Angela Dimitrakaki spoke to Reading Greece* about the Athens apartment culture and the ‘twisted democracy underpinning contemporary capitalist societies’, literature as ‘a carefully crafted relationship to the contemporary’ and her own preoccupation with ‘participating in the creation of a political aesthetics for our times’. She also comments on the importance of the present historical moment and how ‘a catastrophic economy translates into catastrophic politics’ undermining democracy, the way the ‘blame the crisis!’ discourse, though misleading, is the one that ‘determines people’s choice of rule in contemporary democratic societies’, the role of art in contemporary societies, the way Greece relates to modernity and what modernity has come to mean in, and for, Europe today.

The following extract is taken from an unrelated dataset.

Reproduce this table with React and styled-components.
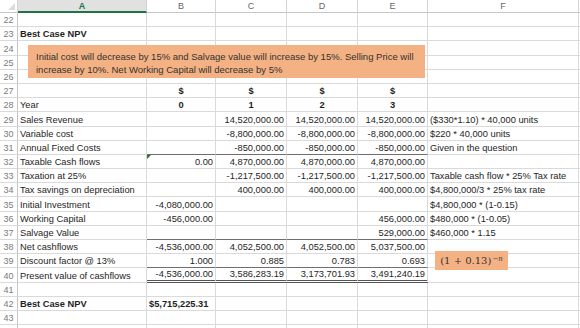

In your Letters from Greece essay titled “Apartment Culture: The Athens Brand”, you write about the distinctive apartment culture of Athens, depicting the atmosphere of life in this city. How does living in an Athenian apartment feel like? How has the Athenian lifestyle changed due to the crisis?

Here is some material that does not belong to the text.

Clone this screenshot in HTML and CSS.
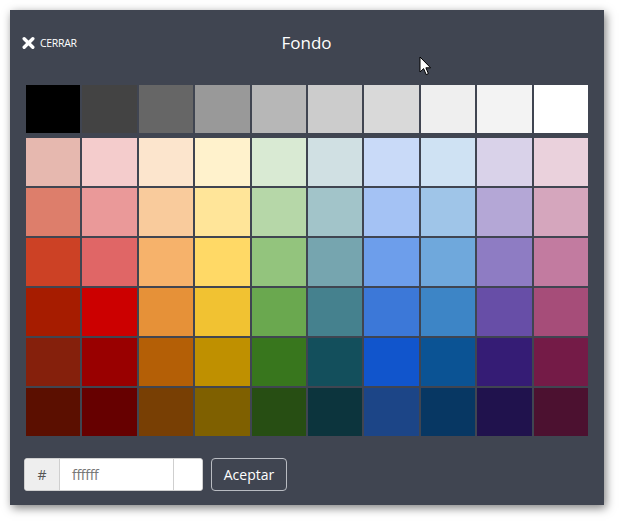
FILE: index.html
```html
<!DOCTYPE html>
<html lang="es">
<head>
<meta charset="utf-8">
<title>Fondo</title>
<link rel="stylesheet" href="styles.css">
</head>
<body>
<div class="panel">
  <div class="header">
    <button class="close" type="button">
      <svg class="close-icon" width="13" height="12" viewBox="0 0 13 12"><path d="M2.2 1.8 L10.8 10.2 M10.8 1.8 L2.2 10.2" stroke="#fff" stroke-width="3.4" stroke-linecap="round"/></svg>
      <span>CERRAR</span>
    </button>
    <div class="title">Fondo</div>
    <div></div>
  </div>
  <div class="palette palette-top">
    <div class="sw" style="background:#000000"></div>
    <div class="sw" style="background:#434343"></div>
    <div class="sw" style="background:#666666"></div>
    <div class="sw" style="background:#999999"></div>
    <div class="sw" style="background:#b7b7b7"></div>
    <div class="sw" style="background:#cccccc"></div>
    <div class="sw" style="background:#d9d9d9"></div>
    <div class="sw" style="background:#efefef"></div>
    <div class="sw" style="background:#f3f3f3"></div>
    <div class="sw" style="background:#ffffff"></div>
  </div>
  <div class="palette">
    <div class="sw" style="background:#e6b8af"></div>
    <div class="sw" style="background:#f4cccc"></div>
    <div class="sw" style="background:#fce5cd"></div>
    <div class="sw" style="background:#fff2cc"></div>
    <div class="sw" style="background:#d9ead3"></div>
    <div class="sw" style="background:#d0e0e3"></div>
    <div class="sw" style="background:#c9daf8"></div>
    <div class="sw" style="background:#cfe2f3"></div>
    <div class="sw" style="background:#d9d2e9"></div>
    <div class="sw" style="background:#ead1dc"></div>

    <div class="sw" style="background:#dd7e6b"></div>
    <div class="sw" style="background:#ea9999"></div>
    <div class="sw" style="background:#f9cb9c"></div>
    <div class="sw" style="background:#ffe599"></div>
    <div class="sw" style="background:#b6d7a8"></div>
    <div class="sw" style="background:#a2c4c9"></div>
    <div class="sw" style="background:#a4c2f4"></div>
    <div class="sw" style="background:#9fc5e8"></div>
    <div class="sw" style="background:#b4a7d6"></div>
    <div class="sw" style="background:#d5a6bd"></div>

    <div class="sw" style="background:#cc4125"></div>
    <div class="sw" style="background:#e06666"></div>
    <div class="sw" style="background:#f6b26b"></div>
    <div class="sw" style="background:#ffd966"></div>
    <div class="sw" style="background:#93c47d"></div>
    <div class="sw" style="background:#76a5af"></div>
    <div class="sw" style="background:#6d9eeb"></div>
    <div class="sw" style="background:#6fa8dc"></div>
    <div class="sw" style="background:#8e7cc3"></div>
    <div class="sw" style="background:#c27ba0"></div>

    <div class="sw" style="background:#a61c00"></div>
    <div class="sw" style="background:#cc0000"></div>
    <div class="sw" style="background:#e69138"></div>
    <div class="sw" style="background:#f1c232"></div>
    <div class="sw" style="background:#6aa84f"></div>
    <div class="sw" style="background:#45818e"></div>
    <div class="sw" style="background:#3c78d8"></div>
    <div class="sw" style="background:#3d85c6"></div>
    <div class="sw" style="background:#674ea7"></div>
    <div class="sw" style="background:#a64d79"></div>

    <div class="sw" style="background:#85200c"></div>
    <div class="sw" style="background:#990000"></div>
    <div class="sw" style="background:#b45f06"></div>
    <div class="sw" style="background:#bf9000"></div>
    <div class="sw" style="background:#38761d"></div>
    <div class="sw" style="background:#134f5c"></div>
    <div class="sw" style="background:#1155cc"></div>
    <div class="sw" style="background:#0b5394"></div>
    <div class="sw" style="background:#351c75"></div>
    <div class="sw" style="background:#741b47"></div>

    <div class="sw" style="background:#5b0f00"></div>
    <div class="sw" style="background:#660000"></div>
    <div class="sw" style="background:#783f04"></div>
    <div class="sw" style="background:#7f6000"></div>
    <div class="sw" style="background:#274e13"></div>
    <div class="sw" style="background:#0c343d"></div>
    <div class="sw" style="background:#1c4587"></div>
    <div class="sw" style="background:#073763"></div>
    <div class="sw" style="background:#20124d"></div>
    <div class="sw" style="background:#4c1130"></div>
  </div>
  <div class="footer">
    <div class="input-group">
      <span class="addon">#</span>
      <span class="hex">ffffff</span>
      <span class="preview" style="background:#ffffff"></span>
    </div>
    <button class="accept" type="button">Aceptar</button>
  </div>
</div>
<svg class="cursor" width="14" height="21" viewBox="0 0 14 21"><path d="M1 1 L1 16 L4.6 12.6 L7.2 18.6 L9.4 17.6 L6.9 11.8 L11.6 11.8 Z" fill="#fff" stroke="#000" stroke-width="1" stroke-linejoin="miter"/></svg>
</body>
</html>
```

FILE: styles.css
```css
html, body {
  margin: 0;
  padding: 0;
  background: #ffffff;
}

body {
  font-family: "Open Sans", "Noto Sans", "DejaVu Sans", sans-serif;
  padding: 10px;
  width: 622px;
  height: 523px;
  box-sizing: border-box;
  overflow: hidden;
  position: relative;
}

.panel {
  width: 594px;
  height: 495px;
  box-sizing: border-box;
  background: #404551;
  box-shadow: 2px 3px 9px rgba(0, 0, 0, 0.5);
  padding: 0 16px;
  display: flex;
  flex-direction: column;
}

.header {
  display: grid;
  grid-template-columns: 1fr auto 1fr;
  align-items: center;
  height: 30px;
  padding-top: 18px;
  margin-bottom: 27px;
}

.close {
  justify-self: start;
  display: flex;
  align-items: center;
  gap: 5px;
  margin-left: -4px;
  padding: 0;
  border: 0;
  background: transparent;
  color: #ffffff;
  font-family: "Open Sans", "Noto Sans", sans-serif;
  font-size: 10.5px;
  font-weight: 400;
  letter-spacing: -0.3px;
  cursor: pointer;
}

.close-icon {
  display: block;
}

.title {
  color: #ffffff;
  font-size: 17px;
  line-height: 20px;
  margin-left: -1px;
}

.palette {
  display: grid;
  grid-template-columns: repeat(10, 1fr);
  grid-auto-rows: 48px;
  gap: 2px;
}

.palette-top {
  margin-bottom: 5px;
}

.footer {
  display: flex;
  align-items: stretch;
  gap: 8px;
  margin-top: 22px;
  margin-left: -2px;
  height: 33px;
}

.input-group {
  display: flex;
  width: 179px;
  box-sizing: border-box;
  border: 1px solid #cfcfcf;
  border-radius: 3px;
  overflow: hidden;
  background: #ffffff;
}

.addon {
  width: 34px;
  flex: none;
  background: #eeeeee;
  border-right: 1px solid #cfcfcf;
  color: #555555;
  font-size: 14px;
  display: flex;
  align-items: center;
  justify-content: center;
}

.hex {
  flex: 1;
  color: #777777;
  font-size: 14px;
  display: flex;
  align-items: center;
  padding-left: 12px;
  letter-spacing: -0.3px;
}

.preview {
  width: 28px;
  flex: none;
  border-left: 1px solid #cfcfcf;
}

.accept {
  width: 76px;
  box-sizing: border-box;
  background: transparent;
  border: 1px solid #b9bcc2;
  border-radius: 4px;
  color: #ffffff;
  font-family: "Open Sans", "Noto Sans", sans-serif;
  font-size: 14px;
  padding: 0;
  cursor: pointer;
}

.cursor {
  position: absolute;
  left: 419px;
  top: 56px;
}
```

What I called the Athens apartment culture in 2015 has been my Athens reality from early on in my adult life. In hindsight, it was the subject of my first novel, Antarktiki (1997), which described the return of its young female protagonist to such an apartment from her travels abroad. This return was a homecoming. Life in the Athens apartment where her friends lived was the only context she recognised as ‘home’, the implication being that she, as much as the other apartment inhabitants and frequent visitors, felt alienated anywhere else. A reviewer had commented at the time that the group’s mentality was indicative of the disenchantment experienced in the ‘swamp of democracy’ [στοχυλότηςδημοκρατίας], and he was spot on. This implicit critique of the twisted democracy underpinning contemporary capitalist societies was the novel’s subject, and we see that in the intervening twenty years things have only become worse. The apartment friends were proven right in their distrust. We (those the novel spoke for and to) were proven right, and funnily enough, the anger generated as a result keeps us going, it keeps us spirited well into our 40s.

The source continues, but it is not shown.